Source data
────

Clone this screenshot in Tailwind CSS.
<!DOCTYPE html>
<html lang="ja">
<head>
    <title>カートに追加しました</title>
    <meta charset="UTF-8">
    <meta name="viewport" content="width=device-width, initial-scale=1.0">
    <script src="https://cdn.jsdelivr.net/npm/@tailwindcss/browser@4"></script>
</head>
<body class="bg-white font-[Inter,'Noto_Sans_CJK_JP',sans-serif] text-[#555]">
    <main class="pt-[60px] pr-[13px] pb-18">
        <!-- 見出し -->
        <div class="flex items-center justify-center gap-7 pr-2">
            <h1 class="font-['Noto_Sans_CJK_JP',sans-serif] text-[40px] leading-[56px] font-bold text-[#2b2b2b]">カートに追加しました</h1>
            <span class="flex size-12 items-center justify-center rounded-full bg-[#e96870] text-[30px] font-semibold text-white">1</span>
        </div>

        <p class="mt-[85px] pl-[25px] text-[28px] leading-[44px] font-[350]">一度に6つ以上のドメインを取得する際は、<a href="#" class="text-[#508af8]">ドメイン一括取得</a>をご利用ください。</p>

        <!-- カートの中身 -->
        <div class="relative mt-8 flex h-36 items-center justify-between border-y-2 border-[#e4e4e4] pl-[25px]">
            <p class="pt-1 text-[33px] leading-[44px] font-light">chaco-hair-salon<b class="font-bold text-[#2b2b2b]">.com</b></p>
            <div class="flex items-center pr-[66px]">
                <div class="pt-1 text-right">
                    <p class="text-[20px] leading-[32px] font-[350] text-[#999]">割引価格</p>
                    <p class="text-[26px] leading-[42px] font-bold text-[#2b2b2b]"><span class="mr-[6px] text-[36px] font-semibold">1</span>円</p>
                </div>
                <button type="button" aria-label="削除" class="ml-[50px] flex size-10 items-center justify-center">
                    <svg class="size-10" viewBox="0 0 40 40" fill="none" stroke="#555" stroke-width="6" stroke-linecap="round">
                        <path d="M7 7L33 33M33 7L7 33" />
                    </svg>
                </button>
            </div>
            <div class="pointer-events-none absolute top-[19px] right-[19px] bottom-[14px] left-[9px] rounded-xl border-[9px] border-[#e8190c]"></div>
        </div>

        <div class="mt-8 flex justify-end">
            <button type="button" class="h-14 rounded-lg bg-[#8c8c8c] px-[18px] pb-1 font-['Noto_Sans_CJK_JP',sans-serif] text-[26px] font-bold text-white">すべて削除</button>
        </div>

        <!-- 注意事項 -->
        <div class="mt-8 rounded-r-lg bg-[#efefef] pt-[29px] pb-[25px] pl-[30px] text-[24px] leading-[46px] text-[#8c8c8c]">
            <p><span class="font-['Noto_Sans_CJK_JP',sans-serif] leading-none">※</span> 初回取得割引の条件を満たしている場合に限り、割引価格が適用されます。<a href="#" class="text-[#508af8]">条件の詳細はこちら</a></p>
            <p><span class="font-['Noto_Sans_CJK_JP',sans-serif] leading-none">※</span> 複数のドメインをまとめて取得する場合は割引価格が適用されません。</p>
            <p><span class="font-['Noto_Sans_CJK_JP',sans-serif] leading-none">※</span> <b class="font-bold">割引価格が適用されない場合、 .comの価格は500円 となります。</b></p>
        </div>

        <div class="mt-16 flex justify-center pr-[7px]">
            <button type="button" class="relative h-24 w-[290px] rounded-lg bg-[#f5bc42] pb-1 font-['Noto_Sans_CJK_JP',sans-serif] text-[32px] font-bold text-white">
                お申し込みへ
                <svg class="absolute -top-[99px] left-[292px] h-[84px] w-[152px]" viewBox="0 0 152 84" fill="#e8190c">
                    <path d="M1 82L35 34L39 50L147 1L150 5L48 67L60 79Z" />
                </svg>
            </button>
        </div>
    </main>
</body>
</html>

────

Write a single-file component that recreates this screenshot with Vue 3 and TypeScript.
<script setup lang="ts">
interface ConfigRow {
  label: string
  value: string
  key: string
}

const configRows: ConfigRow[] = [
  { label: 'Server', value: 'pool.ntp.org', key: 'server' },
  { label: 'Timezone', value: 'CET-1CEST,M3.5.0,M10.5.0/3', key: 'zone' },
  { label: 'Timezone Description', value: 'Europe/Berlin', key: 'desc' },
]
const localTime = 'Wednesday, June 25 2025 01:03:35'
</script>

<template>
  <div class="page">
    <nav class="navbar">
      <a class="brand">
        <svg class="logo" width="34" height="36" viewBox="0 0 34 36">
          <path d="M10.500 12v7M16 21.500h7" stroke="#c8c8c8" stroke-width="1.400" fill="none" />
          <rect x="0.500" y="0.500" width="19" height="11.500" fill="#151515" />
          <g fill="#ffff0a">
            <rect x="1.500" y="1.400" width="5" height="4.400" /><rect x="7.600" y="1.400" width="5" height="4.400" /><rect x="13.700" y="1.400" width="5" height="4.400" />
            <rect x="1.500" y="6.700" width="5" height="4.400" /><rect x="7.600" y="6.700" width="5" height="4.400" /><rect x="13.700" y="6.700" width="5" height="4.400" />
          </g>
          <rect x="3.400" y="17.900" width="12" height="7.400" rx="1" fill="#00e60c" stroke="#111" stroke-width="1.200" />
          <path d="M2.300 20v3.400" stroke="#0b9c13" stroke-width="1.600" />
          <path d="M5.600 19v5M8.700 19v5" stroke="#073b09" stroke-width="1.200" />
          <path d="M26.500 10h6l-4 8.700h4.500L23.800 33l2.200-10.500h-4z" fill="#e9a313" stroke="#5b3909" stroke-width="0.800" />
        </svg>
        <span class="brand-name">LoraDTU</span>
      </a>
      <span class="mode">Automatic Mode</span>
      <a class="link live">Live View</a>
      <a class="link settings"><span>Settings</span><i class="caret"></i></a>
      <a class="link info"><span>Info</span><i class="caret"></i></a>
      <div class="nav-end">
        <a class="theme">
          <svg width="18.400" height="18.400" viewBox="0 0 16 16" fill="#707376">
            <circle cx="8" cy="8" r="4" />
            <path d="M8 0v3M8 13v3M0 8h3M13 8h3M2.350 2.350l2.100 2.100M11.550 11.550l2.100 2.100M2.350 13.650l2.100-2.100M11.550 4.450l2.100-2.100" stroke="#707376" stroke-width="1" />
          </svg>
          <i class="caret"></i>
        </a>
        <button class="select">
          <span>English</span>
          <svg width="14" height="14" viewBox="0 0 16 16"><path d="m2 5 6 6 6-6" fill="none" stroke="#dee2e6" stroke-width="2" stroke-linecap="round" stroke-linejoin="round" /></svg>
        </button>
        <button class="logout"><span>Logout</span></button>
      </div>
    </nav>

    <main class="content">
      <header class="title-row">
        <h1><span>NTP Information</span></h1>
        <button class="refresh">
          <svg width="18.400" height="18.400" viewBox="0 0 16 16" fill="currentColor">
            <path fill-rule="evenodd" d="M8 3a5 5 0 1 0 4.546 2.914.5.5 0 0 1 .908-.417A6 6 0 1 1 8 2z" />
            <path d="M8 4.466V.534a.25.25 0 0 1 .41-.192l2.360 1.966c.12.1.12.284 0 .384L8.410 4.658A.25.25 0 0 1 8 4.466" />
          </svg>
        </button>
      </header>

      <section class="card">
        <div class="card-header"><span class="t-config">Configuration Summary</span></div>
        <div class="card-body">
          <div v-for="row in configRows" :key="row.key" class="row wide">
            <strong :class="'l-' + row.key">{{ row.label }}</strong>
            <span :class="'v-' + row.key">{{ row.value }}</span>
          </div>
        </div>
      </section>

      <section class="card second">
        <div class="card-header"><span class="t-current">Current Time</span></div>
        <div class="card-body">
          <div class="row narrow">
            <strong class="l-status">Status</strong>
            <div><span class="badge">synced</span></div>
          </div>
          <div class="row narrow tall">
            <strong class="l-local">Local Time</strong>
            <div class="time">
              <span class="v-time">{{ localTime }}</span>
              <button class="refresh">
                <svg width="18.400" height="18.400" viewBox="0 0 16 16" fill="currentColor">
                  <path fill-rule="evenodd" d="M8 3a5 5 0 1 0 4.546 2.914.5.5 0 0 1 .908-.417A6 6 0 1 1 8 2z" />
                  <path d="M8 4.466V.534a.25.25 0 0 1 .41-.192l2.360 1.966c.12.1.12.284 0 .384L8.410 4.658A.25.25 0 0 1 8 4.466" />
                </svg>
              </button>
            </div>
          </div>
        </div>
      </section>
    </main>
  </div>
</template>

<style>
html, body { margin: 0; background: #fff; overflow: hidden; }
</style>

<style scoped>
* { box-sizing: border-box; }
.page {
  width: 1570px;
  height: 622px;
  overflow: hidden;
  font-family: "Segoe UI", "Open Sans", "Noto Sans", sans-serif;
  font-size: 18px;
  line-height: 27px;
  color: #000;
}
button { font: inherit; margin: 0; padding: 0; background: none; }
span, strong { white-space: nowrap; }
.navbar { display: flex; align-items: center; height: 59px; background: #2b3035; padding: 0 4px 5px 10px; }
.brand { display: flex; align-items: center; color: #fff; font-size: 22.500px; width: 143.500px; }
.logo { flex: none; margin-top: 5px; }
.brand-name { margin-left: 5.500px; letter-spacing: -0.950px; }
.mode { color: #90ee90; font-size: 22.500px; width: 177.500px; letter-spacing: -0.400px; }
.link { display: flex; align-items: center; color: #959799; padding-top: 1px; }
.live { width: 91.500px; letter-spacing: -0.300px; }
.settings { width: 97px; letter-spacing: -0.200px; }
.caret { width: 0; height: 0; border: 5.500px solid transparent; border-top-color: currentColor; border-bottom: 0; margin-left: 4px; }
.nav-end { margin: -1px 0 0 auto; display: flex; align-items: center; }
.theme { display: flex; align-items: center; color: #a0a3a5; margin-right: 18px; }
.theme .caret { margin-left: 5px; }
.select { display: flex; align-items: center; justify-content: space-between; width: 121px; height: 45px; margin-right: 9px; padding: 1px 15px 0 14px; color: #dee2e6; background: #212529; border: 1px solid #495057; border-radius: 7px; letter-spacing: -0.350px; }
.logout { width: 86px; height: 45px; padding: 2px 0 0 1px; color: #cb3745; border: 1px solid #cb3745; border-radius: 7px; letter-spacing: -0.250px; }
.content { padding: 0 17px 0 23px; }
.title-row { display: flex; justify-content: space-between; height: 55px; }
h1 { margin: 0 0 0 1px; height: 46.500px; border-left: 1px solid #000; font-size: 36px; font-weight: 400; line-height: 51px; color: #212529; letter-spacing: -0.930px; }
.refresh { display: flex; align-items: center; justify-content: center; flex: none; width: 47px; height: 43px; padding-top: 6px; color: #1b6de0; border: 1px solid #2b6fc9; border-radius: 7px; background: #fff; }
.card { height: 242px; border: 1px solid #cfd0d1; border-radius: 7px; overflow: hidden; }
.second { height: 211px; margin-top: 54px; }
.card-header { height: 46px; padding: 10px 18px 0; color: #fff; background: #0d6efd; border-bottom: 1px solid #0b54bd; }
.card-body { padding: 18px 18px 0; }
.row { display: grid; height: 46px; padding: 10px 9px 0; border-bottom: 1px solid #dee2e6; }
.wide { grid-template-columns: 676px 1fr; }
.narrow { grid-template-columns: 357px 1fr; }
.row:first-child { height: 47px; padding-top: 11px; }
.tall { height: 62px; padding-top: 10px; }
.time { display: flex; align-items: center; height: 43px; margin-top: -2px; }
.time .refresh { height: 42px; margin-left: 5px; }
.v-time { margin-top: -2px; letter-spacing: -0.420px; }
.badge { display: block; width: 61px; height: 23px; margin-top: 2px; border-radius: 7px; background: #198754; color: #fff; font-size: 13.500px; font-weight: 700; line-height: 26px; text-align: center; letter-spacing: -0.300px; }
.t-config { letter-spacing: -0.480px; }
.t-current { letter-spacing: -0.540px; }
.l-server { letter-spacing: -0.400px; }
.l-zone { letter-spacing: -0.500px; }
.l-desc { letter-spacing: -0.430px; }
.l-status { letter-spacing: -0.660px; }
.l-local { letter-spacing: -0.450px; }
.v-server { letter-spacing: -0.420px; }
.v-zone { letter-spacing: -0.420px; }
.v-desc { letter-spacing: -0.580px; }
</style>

────

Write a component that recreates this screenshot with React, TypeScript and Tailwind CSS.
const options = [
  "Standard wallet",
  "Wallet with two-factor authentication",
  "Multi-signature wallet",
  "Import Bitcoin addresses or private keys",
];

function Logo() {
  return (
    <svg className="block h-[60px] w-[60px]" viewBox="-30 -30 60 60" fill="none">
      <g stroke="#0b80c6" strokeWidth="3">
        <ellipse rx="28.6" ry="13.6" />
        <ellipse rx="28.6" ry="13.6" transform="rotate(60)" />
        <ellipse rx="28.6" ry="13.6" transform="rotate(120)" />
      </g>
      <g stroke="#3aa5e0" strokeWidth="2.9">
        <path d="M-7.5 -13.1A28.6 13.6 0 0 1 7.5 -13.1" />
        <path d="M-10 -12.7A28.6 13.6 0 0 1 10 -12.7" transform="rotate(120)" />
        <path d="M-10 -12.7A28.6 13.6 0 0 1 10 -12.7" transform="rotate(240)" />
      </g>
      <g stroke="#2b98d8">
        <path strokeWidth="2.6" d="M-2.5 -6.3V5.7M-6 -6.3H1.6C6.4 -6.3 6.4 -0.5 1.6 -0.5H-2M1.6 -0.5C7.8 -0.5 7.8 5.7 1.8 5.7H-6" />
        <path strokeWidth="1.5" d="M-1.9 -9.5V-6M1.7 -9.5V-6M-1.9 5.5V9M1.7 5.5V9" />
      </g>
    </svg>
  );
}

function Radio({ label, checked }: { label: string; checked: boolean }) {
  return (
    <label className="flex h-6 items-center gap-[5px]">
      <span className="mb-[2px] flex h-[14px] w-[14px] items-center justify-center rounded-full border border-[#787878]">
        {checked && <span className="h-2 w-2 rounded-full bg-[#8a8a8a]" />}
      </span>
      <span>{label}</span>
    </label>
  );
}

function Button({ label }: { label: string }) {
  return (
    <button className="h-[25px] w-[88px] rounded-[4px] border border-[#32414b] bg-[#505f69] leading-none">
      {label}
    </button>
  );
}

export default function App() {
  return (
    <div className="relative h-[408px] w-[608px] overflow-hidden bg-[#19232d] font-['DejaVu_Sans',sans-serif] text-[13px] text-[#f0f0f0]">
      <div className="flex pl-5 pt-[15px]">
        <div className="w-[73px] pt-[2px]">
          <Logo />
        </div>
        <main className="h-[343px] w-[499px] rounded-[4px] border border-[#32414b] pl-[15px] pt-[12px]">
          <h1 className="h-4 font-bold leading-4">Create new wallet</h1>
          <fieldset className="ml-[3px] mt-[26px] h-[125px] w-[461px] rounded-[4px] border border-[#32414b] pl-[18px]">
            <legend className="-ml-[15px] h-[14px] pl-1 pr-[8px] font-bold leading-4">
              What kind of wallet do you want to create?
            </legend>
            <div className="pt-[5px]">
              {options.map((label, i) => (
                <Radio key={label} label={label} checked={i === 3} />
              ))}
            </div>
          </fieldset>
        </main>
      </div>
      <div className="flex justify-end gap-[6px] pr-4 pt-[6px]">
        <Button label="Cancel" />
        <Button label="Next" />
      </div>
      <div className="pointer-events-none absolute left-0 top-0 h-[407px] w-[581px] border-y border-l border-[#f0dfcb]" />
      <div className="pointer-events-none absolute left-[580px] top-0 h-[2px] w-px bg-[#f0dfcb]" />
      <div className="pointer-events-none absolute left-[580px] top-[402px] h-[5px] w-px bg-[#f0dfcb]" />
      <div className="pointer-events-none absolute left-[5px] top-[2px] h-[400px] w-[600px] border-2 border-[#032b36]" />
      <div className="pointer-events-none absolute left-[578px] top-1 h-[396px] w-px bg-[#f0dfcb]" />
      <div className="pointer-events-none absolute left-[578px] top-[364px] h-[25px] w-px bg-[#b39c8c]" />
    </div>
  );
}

────

Stated problem
Above are the records; from them, give again exactly the lines from the one containing "Clone this screenshot in Tailwind CSS." through the one containing "pl-[25px] text-[28px] leading-[44px]", both included.

Answer for the task
Clone this screenshot in Tailwind CSS.
<!DOCTYPE html>
<html lang="ja">
<head>
    <title>カートに追加しました</title>
    <meta charset="UTF-8">
    <meta name="viewport" content="width=device-width, initial-scale=1.0">
    <script src="https://cdn.jsdelivr.net/npm/@tailwindcss/browser@4"></script>
</head>
<body class="bg-white font-[Inter,'Noto_Sans_CJK_JP',sans-serif] text-[#555]">
    <main class="pt-[60px] pr-[13px] pb-18">
        <!-- 見出し -->
        <div class="flex items-center justify-center gap-7 pr-2">
            <h1 class="font-['Noto_Sans_CJK_JP',sans-serif] text-[40px] leading-[56px] font-bold text-[#2b2b2b]">カートに追加しました</h1>
            <span class="flex size-12 items-center justify-center rounded-full bg-[#e96870] text-[30px] font-semibold text-white">1</span>
        </div>

        <p class="mt-[85px] pl-[25px] text-[28px] leading-[44px] font-[350]">一度に6つ以上のドメインを取得する際は、<a href="#" class="text-[#508af8]">ドメイン一括取得</a>をご利用ください。</p>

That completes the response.